» Exercise data:
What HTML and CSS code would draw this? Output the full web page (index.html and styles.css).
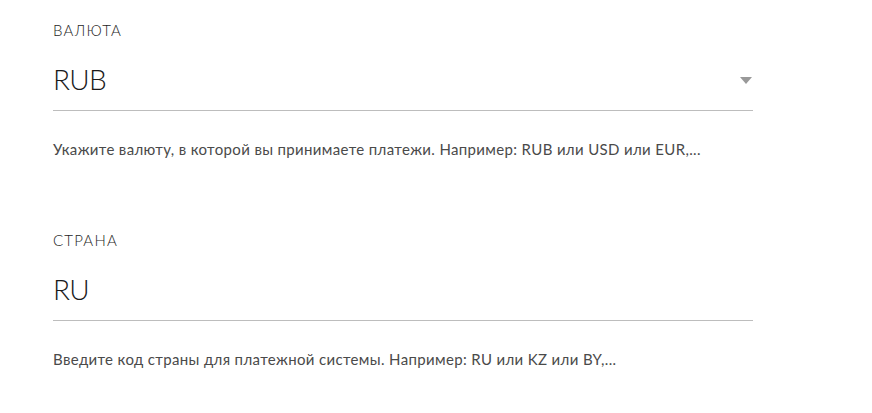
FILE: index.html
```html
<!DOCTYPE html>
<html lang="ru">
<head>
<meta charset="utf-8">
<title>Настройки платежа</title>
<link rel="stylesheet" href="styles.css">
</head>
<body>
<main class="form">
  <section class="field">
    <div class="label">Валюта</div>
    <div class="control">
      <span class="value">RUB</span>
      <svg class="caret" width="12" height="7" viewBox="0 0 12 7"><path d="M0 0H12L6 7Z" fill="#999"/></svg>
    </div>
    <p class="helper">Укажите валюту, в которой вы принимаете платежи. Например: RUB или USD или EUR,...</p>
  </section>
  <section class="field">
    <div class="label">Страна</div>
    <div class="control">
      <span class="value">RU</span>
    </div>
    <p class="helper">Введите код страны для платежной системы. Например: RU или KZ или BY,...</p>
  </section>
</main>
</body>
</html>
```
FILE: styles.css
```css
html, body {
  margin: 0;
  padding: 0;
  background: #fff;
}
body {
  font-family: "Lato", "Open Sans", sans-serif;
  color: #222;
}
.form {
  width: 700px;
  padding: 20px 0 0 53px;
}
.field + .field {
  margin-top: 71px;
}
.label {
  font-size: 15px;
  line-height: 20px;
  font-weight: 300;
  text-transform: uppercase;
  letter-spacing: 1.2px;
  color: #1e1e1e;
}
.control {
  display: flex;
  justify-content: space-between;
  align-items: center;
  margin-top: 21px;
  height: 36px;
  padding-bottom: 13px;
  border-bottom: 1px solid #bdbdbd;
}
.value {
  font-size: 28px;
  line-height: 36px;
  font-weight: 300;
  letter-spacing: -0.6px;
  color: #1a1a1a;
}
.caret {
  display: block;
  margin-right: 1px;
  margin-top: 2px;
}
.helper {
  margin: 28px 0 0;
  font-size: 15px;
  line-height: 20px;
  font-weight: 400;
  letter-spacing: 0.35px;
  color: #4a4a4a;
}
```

* * *

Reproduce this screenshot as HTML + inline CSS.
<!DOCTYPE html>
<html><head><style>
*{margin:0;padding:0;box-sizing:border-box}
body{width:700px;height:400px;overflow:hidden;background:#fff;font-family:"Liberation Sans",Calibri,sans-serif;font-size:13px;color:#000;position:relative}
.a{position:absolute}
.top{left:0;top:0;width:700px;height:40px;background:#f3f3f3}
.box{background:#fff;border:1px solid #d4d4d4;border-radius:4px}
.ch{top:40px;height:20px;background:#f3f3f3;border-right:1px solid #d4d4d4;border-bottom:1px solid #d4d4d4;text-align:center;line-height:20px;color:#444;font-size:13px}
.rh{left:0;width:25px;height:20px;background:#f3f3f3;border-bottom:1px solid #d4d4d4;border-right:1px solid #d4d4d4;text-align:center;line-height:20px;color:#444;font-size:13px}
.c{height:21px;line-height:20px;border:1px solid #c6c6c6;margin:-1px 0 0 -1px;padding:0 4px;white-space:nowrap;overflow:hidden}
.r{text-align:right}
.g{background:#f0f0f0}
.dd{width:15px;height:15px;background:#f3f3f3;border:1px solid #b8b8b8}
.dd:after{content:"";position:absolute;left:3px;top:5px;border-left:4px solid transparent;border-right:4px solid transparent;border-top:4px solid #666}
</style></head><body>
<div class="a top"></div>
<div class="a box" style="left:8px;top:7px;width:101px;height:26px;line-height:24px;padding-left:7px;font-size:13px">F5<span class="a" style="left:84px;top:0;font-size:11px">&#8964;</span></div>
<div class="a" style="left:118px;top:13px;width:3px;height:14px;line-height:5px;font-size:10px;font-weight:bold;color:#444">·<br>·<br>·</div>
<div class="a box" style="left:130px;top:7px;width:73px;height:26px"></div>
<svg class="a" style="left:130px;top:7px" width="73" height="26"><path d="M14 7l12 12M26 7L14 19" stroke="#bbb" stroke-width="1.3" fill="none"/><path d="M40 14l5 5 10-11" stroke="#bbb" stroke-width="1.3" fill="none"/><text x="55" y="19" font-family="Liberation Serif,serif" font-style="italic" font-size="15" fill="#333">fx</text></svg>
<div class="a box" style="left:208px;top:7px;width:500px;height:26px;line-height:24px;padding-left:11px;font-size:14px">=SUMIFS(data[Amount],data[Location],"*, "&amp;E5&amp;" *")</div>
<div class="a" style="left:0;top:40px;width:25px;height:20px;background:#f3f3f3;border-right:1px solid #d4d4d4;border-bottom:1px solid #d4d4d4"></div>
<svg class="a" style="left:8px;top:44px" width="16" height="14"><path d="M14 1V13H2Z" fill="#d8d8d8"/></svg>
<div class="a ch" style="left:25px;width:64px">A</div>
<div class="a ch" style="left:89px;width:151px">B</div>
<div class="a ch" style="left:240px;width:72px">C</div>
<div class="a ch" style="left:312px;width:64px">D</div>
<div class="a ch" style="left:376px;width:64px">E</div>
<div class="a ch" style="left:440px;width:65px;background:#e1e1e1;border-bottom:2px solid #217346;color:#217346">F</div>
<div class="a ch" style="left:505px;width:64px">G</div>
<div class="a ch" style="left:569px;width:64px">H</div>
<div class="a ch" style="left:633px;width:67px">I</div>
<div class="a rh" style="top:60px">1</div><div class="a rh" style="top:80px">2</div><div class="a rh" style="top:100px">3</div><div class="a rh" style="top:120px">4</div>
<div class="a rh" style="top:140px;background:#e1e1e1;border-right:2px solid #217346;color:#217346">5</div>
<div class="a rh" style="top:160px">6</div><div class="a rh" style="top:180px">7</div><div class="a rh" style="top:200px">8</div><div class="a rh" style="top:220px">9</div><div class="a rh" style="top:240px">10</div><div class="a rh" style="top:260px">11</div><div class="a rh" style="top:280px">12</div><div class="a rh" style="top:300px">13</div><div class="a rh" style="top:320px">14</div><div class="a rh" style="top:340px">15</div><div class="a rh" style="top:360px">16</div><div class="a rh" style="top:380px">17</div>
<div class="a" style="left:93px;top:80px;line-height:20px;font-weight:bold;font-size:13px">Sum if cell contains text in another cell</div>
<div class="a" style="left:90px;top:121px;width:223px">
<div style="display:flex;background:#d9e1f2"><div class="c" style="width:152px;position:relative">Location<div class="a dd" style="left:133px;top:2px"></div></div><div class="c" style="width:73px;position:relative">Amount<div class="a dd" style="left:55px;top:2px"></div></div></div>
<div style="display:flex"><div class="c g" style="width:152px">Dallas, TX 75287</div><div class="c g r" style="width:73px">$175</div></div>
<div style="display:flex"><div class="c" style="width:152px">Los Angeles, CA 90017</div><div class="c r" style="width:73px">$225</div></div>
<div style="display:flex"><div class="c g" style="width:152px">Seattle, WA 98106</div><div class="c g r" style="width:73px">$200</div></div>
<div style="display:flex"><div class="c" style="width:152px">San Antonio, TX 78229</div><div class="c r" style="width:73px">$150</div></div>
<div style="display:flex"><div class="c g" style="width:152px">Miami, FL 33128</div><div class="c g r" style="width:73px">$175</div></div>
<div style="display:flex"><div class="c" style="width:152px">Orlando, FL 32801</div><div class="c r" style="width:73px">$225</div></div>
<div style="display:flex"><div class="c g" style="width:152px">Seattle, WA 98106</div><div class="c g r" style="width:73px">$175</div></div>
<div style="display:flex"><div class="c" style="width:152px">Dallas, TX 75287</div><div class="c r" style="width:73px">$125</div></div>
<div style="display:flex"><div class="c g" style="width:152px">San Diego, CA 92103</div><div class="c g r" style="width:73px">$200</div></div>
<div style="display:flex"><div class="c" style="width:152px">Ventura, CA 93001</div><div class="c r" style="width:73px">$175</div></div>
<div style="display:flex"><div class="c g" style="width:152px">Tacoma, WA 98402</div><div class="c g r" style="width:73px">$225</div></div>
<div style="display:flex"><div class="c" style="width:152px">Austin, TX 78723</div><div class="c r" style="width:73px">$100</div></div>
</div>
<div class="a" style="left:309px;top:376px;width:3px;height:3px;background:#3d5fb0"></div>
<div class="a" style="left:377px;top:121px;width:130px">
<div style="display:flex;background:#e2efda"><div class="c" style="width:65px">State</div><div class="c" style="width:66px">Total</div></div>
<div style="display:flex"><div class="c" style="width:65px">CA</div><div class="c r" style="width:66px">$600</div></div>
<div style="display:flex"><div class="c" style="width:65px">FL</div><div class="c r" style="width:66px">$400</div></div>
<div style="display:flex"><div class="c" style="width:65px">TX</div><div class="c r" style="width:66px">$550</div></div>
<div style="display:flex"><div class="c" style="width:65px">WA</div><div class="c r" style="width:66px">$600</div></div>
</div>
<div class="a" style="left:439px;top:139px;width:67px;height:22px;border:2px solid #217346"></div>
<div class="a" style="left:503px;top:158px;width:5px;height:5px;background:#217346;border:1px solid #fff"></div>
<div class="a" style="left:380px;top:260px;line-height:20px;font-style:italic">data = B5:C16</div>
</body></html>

» Short task: Copy out each line of the entries that holds "index".

» Correct output:
What HTML and CSS code would draw this? Output the full web page (index.html and styles.css).
FILE: index.html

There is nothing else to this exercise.